Wow. The only thing remarkable about Nikodem Poplawski's paper is that such pseudoscientific hogwash can originate from an institution of higher learning in this day and age. I say, shame on the University of Indiana. The very idea of a black hole is based on the concept of continuity, an idea that is not only illogical (it leads to an infinite regress), but is not even scientific in the Popperian sense of falsification. Even Einstein, Mr. Continuity himself, had doubts about continuity.
Worst of all is the idea that somehow time has a direction of flow, i.e., an arrow. The idea that we are moving in time in one direction or another is a conceptual disaster. Why? Because time cannot change by definition. This is the reason that Karl Popper called spacetime "Einstein's block universe in which nothing happens" (source: Conjectures and Refutations). Absolutely nothing can move in spacetime for this reason. Why isn't Poplawski aware of this fact and how did his Star-Trek voodoo physics paper pass peer review? This is truly a sad commentary on the state of modern physics. This stuff is not even wrong.

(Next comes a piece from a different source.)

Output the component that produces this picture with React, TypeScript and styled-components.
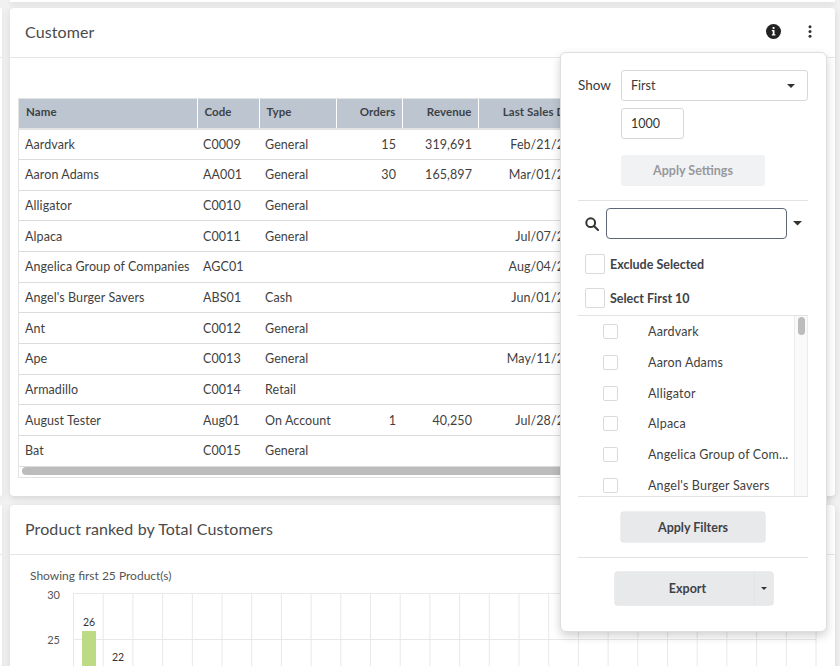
import React from "react";
import styled, { createGlobalStyle } from "styled-components";

const Global = createGlobalStyle`
  html, body { margin: 0; padding: 0; height: 666px; overflow: hidden; background: #f1f1f1; }
  body { font-family: Lato, "Liberation Sans", sans-serif; color: #333; }
  * { box-sizing: border-box; }
`;

const Page = styled.div`
  position: relative;
  width: 840px;
  height: 666px;
  overflow: hidden;
  display: flex;
  flex-direction: column;
  background: #f1f1f1;
`;

const TopSliver = styled.div`
  flex: none;
  height: 2px;
  margin: 0 5px 6px 10px;
  background: #fff;
  box-shadow: 0 2px 5px rgba(0,0,0,.14);
`;

const Columns = styled.div`
  display: flex;
  gap: 8px;
  padding-right: 5px;
`;

const Column = styled.div<{ $narrow?: boolean }>`
  flex: ${p => (p.$narrow ? "0 0 2px" : "1")};
  min-width: 0;
  display: flex;
  flex-direction: column;
  gap: 9px;
`;

const Card = styled.section<{ $grow?: boolean }>`
  background: #fff;
  border-radius: 4px;
  box-shadow: 0 2px 6px rgba(0,0,0,.12);
  height: ${p => (p.$grow ? "300px" : "488px")};
  flex: none;
`;

const CardHeader = styled.header<{ $narrow?: boolean }>`
  height: 50px;
  border-bottom: 1px solid #e6e6e8;
  padding: ${p => (p.$narrow ? "0" : "0 15px 2px")};
  display: flex;
  align-items: center;
  justify-content: space-between;
`;

const CardTitle = styled.h2`
  margin: 0;
  font-size: 16px;
  font-weight: 400;
  color: #4a4a4a;
  letter-spacing: .1px;
`;

const HeaderIcons = styled.div`
  display: flex;
  align-items: center;
  gap: 26.5px;
  padding-right: 8.5px;
`;

const TableBody = styled.div`
  padding: 40px 8px 0 8px;
`;

const TableFrame = styled.div`
  height: 380px;
  border: 1px solid #e3e3e3;
  overflow: hidden;
  position: relative;
`;

const Grid = styled.table`
  border-collapse: collapse;
  table-layout: fixed;
  width: 808px;
  font-size: 12.5px;
  letter-spacing: .08px;
`;

const Th = styled.th<{ $right?: boolean; $w: number }>`
  width: ${p => p.$w}px;
  height: 30px;
  background: #bdc6d0;
  border-right: 1.5px solid #fff;
  border-bottom: 2px solid #e3e3e3;
  font-size: 11.5px;
  font-weight: 700;
  color: #3d4246;
  text-align: ${p => (p.$right ? "right" : "left")};
  padding: 0 6px 5px 7px;
  white-space: nowrap;
  overflow: hidden;
`;

const Td = styled.td<{ $right?: boolean; $endPad?: number }>`
  height: 30.65px;
  padding: 0 ${p => p.$endPad ?? 6}px 0 6px;
  border-bottom: 1px solid #dcdcdc;
  color: #3f3f3f;
  text-align: ${p => (p.$right ? "right" : "left")};
  white-space: nowrap;
  overflow: hidden;
`;

const HScroll = styled.div`
  position: absolute;
  left: 3px;
  right: 0;
  bottom: 2px;
  height: 8px;
  border-radius: 4px;
  background: #bcbcbc;
`;

const ChartNote = styled.div`
  font-size: 12px;
  color: #555;
  padding: 13px 0 0 20px;
  height: 38px;
`;

const ChartSvg = styled.svg`
  display: block;
  overflow: visible;
`;

const Popover = styled.aside`
  position: absolute;
  left: 560px;
  top: 52px;
  width: 267px;
  height: 580px;
  background: #fff;
  border: 1px solid #dedede;
  border-radius: 6px;
  box-shadow: 0 4px 10px rgba(0,0,0,.18);
  padding: 17px 18px 0 17px;
  display: flex;
  flex-direction: column;
  font-size: 12.5px;
`;

const ShowRow = styled.div`
  display: flex;
  align-items: center;
  font-size: 13.5px;
  color: #3a3a3a;
`;

const ShowLabel = styled.span`
  flex: 0 0 43px;
  padding-bottom: 2px;
`;

const SelectBox = styled.div`
  width: 187px;
  height: 31px;
  border: 1px solid #d8d8d8;
  border-radius: 3px;
  padding: 0 12px 0 9px;
  display: flex;
  align-items: center;
  justify-content: space-between;
  font-size: 12.5px;
`;

const Indented = styled.div<{ $top?: number }>`
  padding-left: 43px;
  margin-top: ${p => p.$top ?? 0}px;
`;

const NumberBox = styled.div`
  width: 63px;
  height: 31px;
  margin: 7px 0 16px;
  border: 1px solid #d8d8d8;
  border-radius: 3px;
  padding: 0 9px;
  display: flex;
  align-items: center;
  font-size: 12.5px;
`;

const Btn = styled.div<{ $disabled?: boolean }>`
  width: 144px;
  height: ${p => (p.$disabled ? 31 : 30)}px;
  border-radius: 3px;
  display: flex;
  align-items: center;
  justify-content: center;
  font-weight: 700;
  font-size: 12.5px;
  background: ${p => (p.$disabled ? "#f1f2f3" : "#e8e9eb")};
  color: ${p => (p.$disabled ? "#97999c" : "#3f4246")};
  box-shadow: ${p => (p.$disabled ? "none" : "0 0 0 0.5px #dcdde0")};
`;

const Rule = styled.hr<{ $top: number }>`
  width: 100%;
  margin: ${p => p.$top}px 0 0;
  border: 0;
  border-top: 1px solid #e2e2e2;
`;

const SearchRow = styled.div`
  display: flex;
  align-items: center;
  margin-top: 7px;
  padding-left: 7px;
`;

const SearchInput = styled.div`
  width: 181px;
  height: 31px;
  margin: 0 6px 0 7px;
  border: 1px solid #5f6675;
  border-radius: 4px;
`;

const CaretSlot = styled.span`
  display: flex;
`;

const CheckRow = styled.div<{ $top: number }>`
  display: flex;
  align-items: center;
  height: 20px;
  margin-top: ${p => p.$top}px;
  padding-left: 7px;
  gap: 5px;
  font-weight: 700;
  font-size: 12.5px;
  color: #3f4246;
`;

const Check = styled.span<{ $size: number }>`
  flex: none;
  width: ${p => p.$size}px;
  height: ${p => p.$size}px;
  border: 1px solid #dadada;
  border-radius: 2px;
  background: #fff;
`;

const ListBox = styled.div`
  margin-top: 7px;
  height: 182px;
  border-top: 1px solid #e2e2e2;
  border-bottom: 1px solid #e2e2e2;
  display: flex;
  overflow: hidden;
`;

const ListItems = styled.div`
  flex: 1;
  min-width: 0;
  padding: 0.3px 0 0 25px;
`;

const ListItem = styled.div`
  height: 30.7px;
  display: flex;
  align-items: center;
  color: #3f3f3f;
  gap: 30px;
`;

const ListLabel = styled.span`
  white-space: nowrap;
  letter-spacing: .18px;
`;

const ListTrack = styled.div`
  width: 14px;
  background: #fafafa;
  border-left: 1px solid #ececec;
  border-right: 1px solid #ececec;
  padding: 1px 3px;
`;

const ListThumb = styled.div`
  width: 7px;
  height: 18px;
  border-radius: 4px;
  background: #bcbcbc;
`;

const SplitBtn = styled.div`
  width: 158px;
  height: 33px;
  margin: 14px 0 0 37px;
  background: #e8e9eb;
  border-radius: 3px;
  box-shadow: 0 0 0 0.5px #d9dadd;
  display: flex;
  font-weight: 700;
  color: #3f4246;
`;

const SplitLabel = styled.div`
  flex: 1;
  display: flex;
  align-items: center;
  justify-content: center;
  padding-left: 6px;
  border-right: 1px solid #e3e4e6;
`;

const SplitCaret = styled.div`
  width: 18px;
  display: flex;
  align-items: center;
  justify-content: center;
`;

const Caret = ({ w = 8 }: { w?: number }) => (
  <svg width={w} height={w / 2} viewBox="0 0 8 4"><path d="M0 0h8L4 4z" fill="#333" /></svg>
);

const columns: [string, number, boolean][] = [
  ["Name", 178, false], ["Code", 62, false], ["Type", 77, false],
  ["Orders", 66, true], ["Revenue", 76, true], ["Last Sales Date", 110, true], ["", 239, false],
];

const rows = [
  ["Aardvark", "C0009", "General", "15", "319,691", "Feb/21/2020", ""],
  ["Aaron Adams", "AA001", "General", "30", "165,897", "Mar/01/2020", ""],
  ["Alligator", "C0010", "General", "", "", "", ""],
  ["Alpaca", "C0011", "General", "", "", "Jul/07/2020", ""],
  ["Angelica Group of Companies", "AGC01", "", "", "", "Aug/04/2020", ""],
  ["Angel's Burger Savers", "ABS01", "Cash", "", "", "Jun/01/2020", ""],
  ["Ant", "C0012", "General", "", "", "", ""],
  ["Ape", "C0013", "General", "", "", "May/11/2020", ""],
  ["Armadillo", "C0014", "Retail", "", "", "", ""],
  ["August Tester", "Aug01", "On Account", "1", "40,250", "Jul/28/2020", ""],
  ["Bat", "C0015", "General", "", "", "", ""],
];

const listNames = ["Aardvark", "Aaron Adams", "Alligator", "Alpaca", "Angelica Group of Com...", "Angel's Burger Savers"];

const Chart = () => {
  const vs = Array.from({ length: 26 }, (_, i) => 63.5 + i * 29.7);
  return (
    <ChartSvg width="825" height="80" viewBox="0 0 825 80">
      <g stroke="#e8e8e8" strokeWidth="1">
        {vs.map(x => <line key={x} x1={x} y1="0" x2={x} y2="80" />)}
        <line x1="63" y1="0.5" x2="806" y2="0.5" />
        <line x1="63" y1="46.5" x2="806" y2="46.5" />
      </g>
      <g fontFamily="Lato, sans-serif" fontSize="11" fill="#555" textAnchor="end">
        <text x="50" y="5.5">30</text>
        <text x="50" y="51">25</text>
      </g>
      <rect x="72" y="38" width="14" height="42" fill="#bdda85" />
      <g fontFamily="Lato, sans-serif" fontSize="10.5" fill="#333" textAnchor="middle">
        <text x="79" y="33">26</text>
        <text x="108" y="68">22</text>
      </g>
    </ChartSvg>
  );
};

export default function App() {
  return (
    <Page>
      <Global />
      <TopSliver />
      <Columns>
        <Column $narrow>
          <Card><CardHeader $narrow /></Card>
          <Card $grow><CardHeader $narrow /></Card>
        </Column>
        <Column>
          <Card>
            <CardHeader>
              <CardTitle>Customer</CardTitle>
              <HeaderIcons>
                <svg width="15" height="15" viewBox="0 0 15 15">
                  <circle cx="7.5" cy="7.5" r="7.5" fill="#222" />
                  <rect x="6.6" y="3" width="1.9" height="1.9" fill="#fff" />
                  <path d="M5.8 6.1h2.7v4.2h.9v1.1H5.8v-1.1h.9V7.2h-.9z" fill="#fff" />
                </svg>
                <svg width="4" height="13" viewBox="0 0 4 13" fill="#333">
                  <circle cx="2" cy="1.7" r="1.5" /><circle cx="2" cy="6.5" r="1.5" /><circle cx="2" cy="11.3" r="1.5" />
                </svg>
              </HeaderIcons>
            </CardHeader>
            <TableBody>
              <TableFrame>
                <Grid>
                  <thead>
                    <tr>{columns.map(([n, w, r]) => <Th key={n || "rest"} $w={w} $right={r}>{n}</Th>)}</tr>
                  </thead>
                  <tbody>
                    {rows.map(r => (
                      <tr key={r[0]}>
                        {r.map((c, i) => <Td key={i} $right={i >= 3} $endPad={i === 5 ? 2 : undefined}>{c}</Td>)}
                      </tr>
                    ))}
                  </tbody>
                </Grid>
                <HScroll />
              </TableFrame>
            </TableBody>
          </Card>
          <Card $grow>
            <CardHeader><CardTitle>Product ranked by Total Customers</CardTitle></CardHeader>
            <ChartNote>Showing first 25 Product(s)</ChartNote>
            <Chart />
          </Card>
        </Column>
      </Columns>
      <Popover>
        <ShowRow>
          <ShowLabel>Show</ShowLabel>
          <SelectBox>First <Caret /></SelectBox>
        </ShowRow>
        <Indented>
          <NumberBox>1000</NumberBox>
          <Btn $disabled>Apply Settings</Btn>
        </Indented>
        <Rule $top={14} />
        <SearchRow>
          <svg width="14" height="14" viewBox="0 0 14 14" fill="none" stroke="#333" strokeWidth="2">
            <circle cx="5.7" cy="5.7" r="4.4" /><path d="M9 9l4 4" strokeLinecap="round" />
          </svg>
          <SearchInput />
          <CaretSlot><Caret w={9} /></CaretSlot>
        </SearchRow>
        <CheckRow $top={15}><Check $size={20} />Exclude Selected</CheckRow>
        <CheckRow $top={14}><Check $size={20} />Select First 10</CheckRow>
        <ListBox>
          <ListItems>
            {listNames.map(n => (
              <ListItem key={n}><Check $size={15} /><ListLabel>{n}</ListLabel></ListItem>
            ))}
          </ListItems>
          <ListTrack><ListThumb /></ListTrack>
        </ListBox>
        <Indented $top={15}><Btn>Apply Filters</Btn></Indented>
        <Rule $top={15} />
        <SplitBtn>
          <SplitLabel>Export</SplitLabel>
          <SplitCaret><Caret w={6} /></SplitCaret>
        </SplitBtn>
      </Popover>
    </Page>
  );
}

The problem with the physics community is that theirs is an incestuous science that has been spawning hideous monstrosities for some time now. Their bunker mentality (the public is stupid and is the enemy) prevents them from considering other points of view, especially views that contradict their worldview. They have completely abandoned the search for a foundational understanding of nature and they insist on building up on their erroneous assumptions. Physicists do not even understand motion and yet they feel confident enough to create all sorts of silliness like wormholes, multiple universes and time travel. How dare they think that they are qualified to teach us about the origin of the universe when they are wallowing in ignorance about the most basic aspects of the universe?
Ask a physicist to explain why two bodies in relative inertial motion remain in motion and you'll come face to face with abject ignorance. Vast and profound ignorance is the norm in the physics community.
Let me add that I am deeply disappointed that publications like TR are still printing such pseudoscientific fairy tales under the banner of legitimate science. Paul Feyrabend was right when he wrote in Against Method, "[...]the most stupid procedures and the most laughable results in their domain are surrounded with an aura of excellence. It is time to cut them down in size, and to give them a more modest position in society." He might as well have been writing about physicists like Nikodem Poplawski.
Who will rise up to deliver us from this mountain of crap?